Former governor Carroll Campbell and Gov. David Beasley sent an invitation Sept. 27 to Republican faithful to join the Re-elect Thurmond Finance Committee.
The letter's first sentence, "In November of next year we will re-elect a living legend..." evidences the governors' faith in Thurmond's vitality and re-electability. The governors are getting in line and covering their political butts. While scenarios to replace the senator are well-rehearsed, it's bad form to speak publicly about life-after-Strom. Legend has it that Beasley got Campbell's support only after agreeing to a deal that included appointing Campbell to Strom's seat in the event of the senior senator's death.
Since the senator refuses to die or even retire, the governors have no public option but to support him. Privately, Campbell is floating the balloon of stepping in for Thurmond if his initial polls are down.
Sec. of State Jim Miles has had his senatorial balloons up for some time, but it's doubtful that he would go head-to-head with Campbell.

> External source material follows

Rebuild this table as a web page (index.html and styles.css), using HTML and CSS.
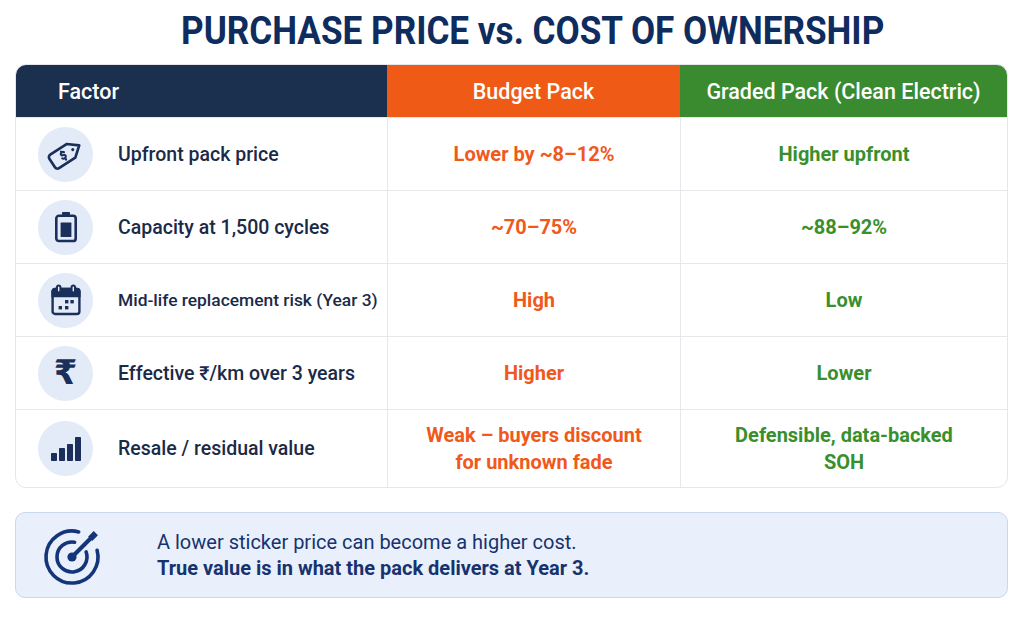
FILE: index.html
```html
<!DOCTYPE html>
<html>
<head>
<meta charset="utf-8">
<link rel="stylesheet" href="styles.css">
</head>
<body>
<div class="page">
  <h1 class="title"><span class="title-text">PURCHASE PRICE vs. COST OF OWNERSHIP</span></h1>
  <div class="table">
    <div class="row head">
      <div class="cell c1 h-factor">Factor</div>
      <div class="cell c2 h-budget">Budget Pack</div>
      <div class="cell c3 h-graded">Graded Pack (Clean Electric)</div>
    </div>
    <div class="row">
      <div class="cell c1 factor">
        <span class="ico">
          <svg viewBox="0 0 24 24" width="44" height="44" fill="none" stroke="#1a2f5a" stroke-width="1.45" stroke-linejoin="round" stroke-linecap="round">
            <g transform="rotate(-33 12 12)">
              <path d="M4.6 7.6h10.6l5.4 4.4-5.4 4.4H4.6a1.6 1.6 0 0 1-1.6-1.6V9.2a1.6 1.6 0 0 1 1.6-1.6z"/>
              <circle cx="16.4" cy="12" r="0.85" fill="#1a2f5a" stroke="none"/>
              <path d="M11.6 10.6c-0.3-0.5-1.1-0.7-1.7-0.4c-0.6 0.3-0.6 1 0 1.3l0.9 0.4c0.7 0.3 0.7 1.1 0 1.5c-0.6 0.3-1.5 0.1-1.8-0.5M10.4 9.4v0.6M10.4 14v0.6" stroke-width="1.15"/>
            </g>
          </svg>
        </span>
        <span>Upfront pack price</span>
      </div>
      <div class="cell c2 bad">Lower by ~8–12%</div>
      <div class="cell c3 good">Higher upfront</div>
    </div>
    <div class="row">
      <div class="cell c1 factor">
        <span class="ico">
          <svg viewBox="0 0 24 32" width="24" height="32" fill="none" stroke="#1a2f5a" stroke-width="2.6">
            <rect x="2.3" y="4.8" width="19.4" height="25.2" rx="2.6"/>
            <rect x="8" y="1" width="8" height="3" rx="0.8" fill="#1a2f5a" stroke="none"/>
            <rect x="6.6" y="11.6" width="10.8" height="14.4" rx="0.6" fill="#1a2f5a" stroke="none"/>
          </svg>
        </span>
        <span>Capacity at 1,500 cycles</span>
      </div>
      <div class="cell c2 bad">~70–75%</div>
      <div class="cell c3 good">~88–92%</div>
    </div>
    <div class="row">
      <div class="cell c1 factor tight">
        <span class="ico">
          <svg viewBox="0 0 30 32" width="30" height="32" fill="none" stroke="#1a2f5a" stroke-width="2.4">
            <rect x="1.6" y="5" width="26.8" height="25" rx="2.6"/>
            <path d="M1.6 7.6a2.6 2.6 0 0 1 2.6-2.6h21.6a2.6 2.6 0 0 1 2.6 2.6v4.4H1.6z" fill="#1a2f5a"/>
            <rect x="6" y="1.4" width="3.4" height="7" rx="1.7" fill="#e3ebf8" stroke-width="2"/>
            <rect x="20.6" y="1.4" width="3.4" height="7" rx="1.7" fill="#e3ebf8" stroke-width="2"/>
            <g fill="#1a2f5a" stroke="none">
              <rect x="14" y="16" width="3.4" height="3.4"/>
              <rect x="19.4" y="16" width="3.4" height="3.4"/>
              <rect x="7.6" y="22" width="3.4" height="3.4"/>
              <rect x="14" y="22" width="3.4" height="3.4"/>
            </g>
          </svg>
        </span>
        <span>Mid-life replacement risk (Year 3)</span>
      </div>
      <div class="cell c2 bad">High</div>
      <div class="cell c3 good">Low</div>
    </div>
    <div class="row">
      <div class="cell c1 factor">
        <span class="ico rupee">₹</span>
        <span>Effective ₹/km over 3 years</span>
      </div>
      <div class="cell c2 bad">Higher</div>
      <div class="cell c3 good">Lower</div>
    </div>
    <div class="row last">
      <div class="cell c1 factor">
        <span class="ico">
          <svg viewBox="0 0 30 24" width="30" height="24" fill="#1a2f5a">
            <rect x="0" y="16" width="6" height="8" rx="0.8"/>
            <rect x="8" y="11" width="6" height="13" rx="0.8"/>
            <rect x="16" y="7" width="6" height="17" rx="0.8"/>
            <rect x="24" y="0" width="6" height="24" rx="0.8"/>
          </svg>
        </span>
        <span>Resale / residual value</span>
      </div>
      <div class="cell c2 bad">Weak – buyers discount<br>for unknown fade</div>
      <div class="cell c3 good">Defensible, data-backed<br>SOH</div>
    </div>
  </div>
  <div class="callout">
    <span class="target">
      <svg viewBox="0 0 64 64" width="64" height="64" fill="none" stroke="#15357a" stroke-width="3.6" stroke-linecap="round">
        <path d="M36.7 8.9A26 26 0 1 0 55.1 27.3"/>
        <path d="M32.6 19.2A15 15 0 1 0 44.1 28.9"/>
        <circle cx="30" cy="34" r="4.6" fill="#15357a" stroke="none"/>
        <path d="M30 34L48 16" stroke-width="4"/>
        <polygon points="51.7,8.05 55.95,12.29 50.29,17.95 46.05,13.71" fill="#15357a" stroke="none"/>
      </svg>
    </span>
    <div class="callout-text">
      <p class="l1">A lower sticker price can become a higher cost.</p>
      <p class="l2">True value is in what the pack delivers at Year 3.</p>
    </div>
  </div>
</div>
</body>
</html>
```
FILE: styles.css
```css
* { box-sizing: border-box; }
html, body { margin: 0; padding: 0; background: #ffffff; }
body { font-family: Roboto, "Liberation Sans", sans-serif; width: 1024px; height: 619px; overflow: hidden; }
.page { padding: 0 16px 0 15px; }
.title {
  margin: 0;
  height: 64px;
  padding: 9px 0 0 42px;
  text-align: center;
  font-weight: 700;
  font-size: 39px;
  line-height: 44px;
  color: #0f2c5e;
  white-space: nowrap;
}
.title-text { display: inline-block; transform: scaleX(0.9); transform-origin: 50% 50%; }
.table {
  border: 1px solid #e4e6ea;
  border-radius: 11px;
  overflow: hidden;
  background: #fff;
}
.row {
  display: grid;
  grid-template-columns: 371px 293px 1fr;
  height: 73px;
  border-top: 1px solid #e6e8ec;
}
.row.head { height: 52px; border-top: none; }
.row.last { height: 78px; }
.cell {
  display: flex;
  align-items: center;
  justify-content: center;
  text-align: center;
  font-size: 20px;
  font-weight: 700;
  line-height: 27px;
  white-space: nowrap;
}
.c2, .c3 { border-left: 1px solid #e6e8ec; }
.head .cell { color: #fff; font-size: 21.5px; font-weight: 500; border-left: none; }
.h-factor { background: #1b2f4e; justify-content: flex-start; padding-left: 42px; }
.h-budget { background: #ef5b17; }
.h-graded { background: #3a8b2f; }
.row .factor {
  justify-content: flex-start;
  padding-left: 22px;
  gap: 25px;
  color: #1b2a48;
  font-weight: 500;
  font-size: 19.5px;
}
.row .factor.tight { font-size: 17.4px; }
.ico {
  width: 55px;
  height: 55px;
  border-radius: 50%;
  background: #e3ebf8;
  display: flex;
  align-items: center;
  justify-content: center;
  flex: none;
}
.rupee { font-family: "DejaVu Sans", sans-serif; font-size: 34px; font-weight: 700; color: #1a2f5a; line-height: 1; padding-bottom: 2px; }
.bad { color: #f0591c; }
.good { color: #3a8f2d; }
.callout {
  margin-top: 24px;
  height: 86px;
  background: #eaf0fb;
  border: 1px solid #c9d7f1;
  border-radius: 10px;
  display: flex;
  align-items: center;
  padding-left: 26px;
  gap: 51px;
}
.target { display: flex; flex: none; }
.callout-text p { margin: 0; font-size: 20px; line-height: 26px; color: #16336f; }
.l1 { font-weight: 400; }
.l2 { font-weight: 700; }
```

Die, retire or lose, Campbell waits to inherit the damn-near unbeatable Thurmond machine and, possibly, the Senate seat.

SLEAZEBALL OF THE MONTH

This month's Sleazeball is once again the state agency charged with protecting our environment. Its brief attention to the threats to our air and water are a matter of record. Name the state agency that keeps secrets from the people it is supposed to protect and win a trial subscription to POINT.
Last month's Sleazeball was the multinational corporation trying to sell out before being indicted for environmental crimes ThermalKEM.
Errata: Last month's column gored the godfather of the Mountain Bridge Wilderness, Greenville lawyer Tom Wyche, for "developing several hundred acres of prime mountain real estate.."
Wyche wrote to let us know that the parcel in question contained 535 acres, but 485 acres have been turned over to the Nature Conservancy. Only 50 acres of the parcel are being developed.